The property is a fortune. The premises comprise two palaces, the Ranbir Mahal and the Karan Niwas with attached outhouses spread on a landmass of 126 kanals. It has many servant-quarters, lawns, orchards, lush green trees, fences, ditches, passage, pathways and road. Overlooking Tawi, the Bahu Fort, Mahamaya temple and the Mahamaya forests, it is perhaps one of the best places offering breathtaking sights in Jammu.

But there is a twist. Shortly before resigning as governor, Dr Singh had set up a Trust in memory of his parents – the Hari-Tara Charitable Trust, with the couple as its two trustees. Among properties that the Trust owned included the entire space that houses Raj Bhawan in Jammu. Interestingly, before the ‘royal’ couple left the premises, his wife, Yasho Rajya Lakshmi, had executed a deed leasing the premises out to the state government for a monthly rent of Rs 4,000 on May 1, 1967 by “mutual consent”. After Maharani’s death in May 1990, Dr Singh is the sole trustee of the Trust. Off late, he has taken his two sons as its new trustees.

The case has been changing on courts for many years now. But the latest was recently when Trust’s attorney Vikram Sharma moved an application before the Principal District Judge, Jammu requesting that it should not accede to the request of state government to deposit rent of the Raj Bhawan in the court. His plea is that since lease stands terminated, government must vacate Raj Bhawan.

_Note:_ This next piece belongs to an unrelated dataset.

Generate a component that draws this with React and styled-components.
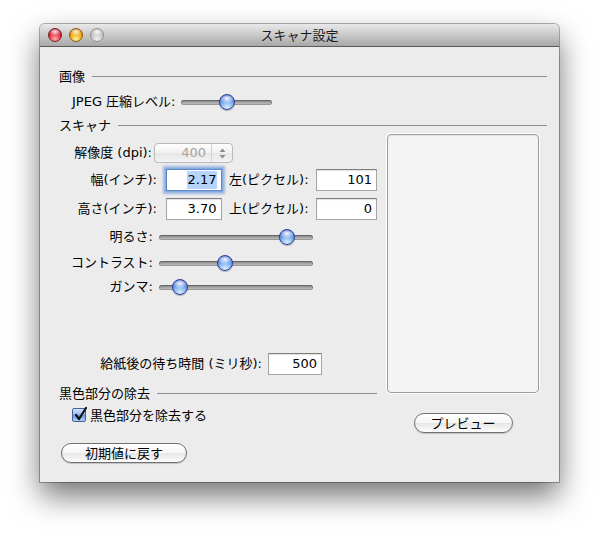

Trust has maintained that while they have not been accepting any rent, they must get compensation for continuous unauthorised use and occupation of the Raj Bhawan and associated properties. They have issued notices to state government under section 106 of J&K Transfer of Property Act.

Ajatshatru-Singh

Sharma’s application is in response to state government plea before the court on July 20, 2016 seeking directions for depositing the rent of the Raj Bhawan in the court. This plea became inevitable after the government found no takers in the Trust for accepting the rent as was conveyed on June 17, 2016.

The official response – as was articulated by the Public Works Department (PWD), suggests that if the Raj Bhawan premises is restored to the Trust, it will cause “great inconvenience to constitutional head of state” since state has no other place in Jammu to house him. Besides, the government argument is that the Trust is incompetent to end the lease because the lease is for residential purpose of an office having perpetual succession and hence, the lease has to be presumed as a lease in perpetuity and leaser has no power to terminate the lease unilaterally. The Trust, it insists, lacks any right to terminate the lease unilaterally because it lost this right the day, it signed the agreement. The government has invoked section 30 of the J&K Residential and Commercial Tenancy Act-2012, although it is stayed in a case of PIL, to prevent any eviction.

The government has hiked the rent to Rs 96,000, a month and it willing to hike it by 25 percent, every five years, according to a government order of May 21, 2007. Not ready to accept the rent, the Trust is, however, seeking Rs 163 crore as compensation for “unauthorized” use and occupation of the property at the rate of Rs 50,000 a day, from the day the lease “terminated”.

Vikramadatiya Singh

Though this is not the only litigation that the state government is fighting with the erstwhile “owners” of the state, but the coincidence of the arguments with other happenings is interesting. Right now, Delhi is busy finding a “suitable” successor to N N Vohra, the non-controversial Kashmir expert who has been in Raj Bhawan since 2008 unrest. Sources said Ram Madhav’s last visit to Jammu had consultations on this front as one of the major points on his agenda. BJP government in Delhi had plans of unseating Vohra in 2016 summer but the unrest forced them against taking a call on this. But now Vohra may retire within a few months. But will his transfer also change the residence of the new governor?

It is interesting to mention here that the ‘royal’ family embodies every political force of reckoning right now. Dr Singh is a Congressman in India’s House of Elders. His son Ajatshatru Singh is a BJP man and Vikramadatiya Singh is with BJP. Both the brothers sit very close in J&K’s legislative council.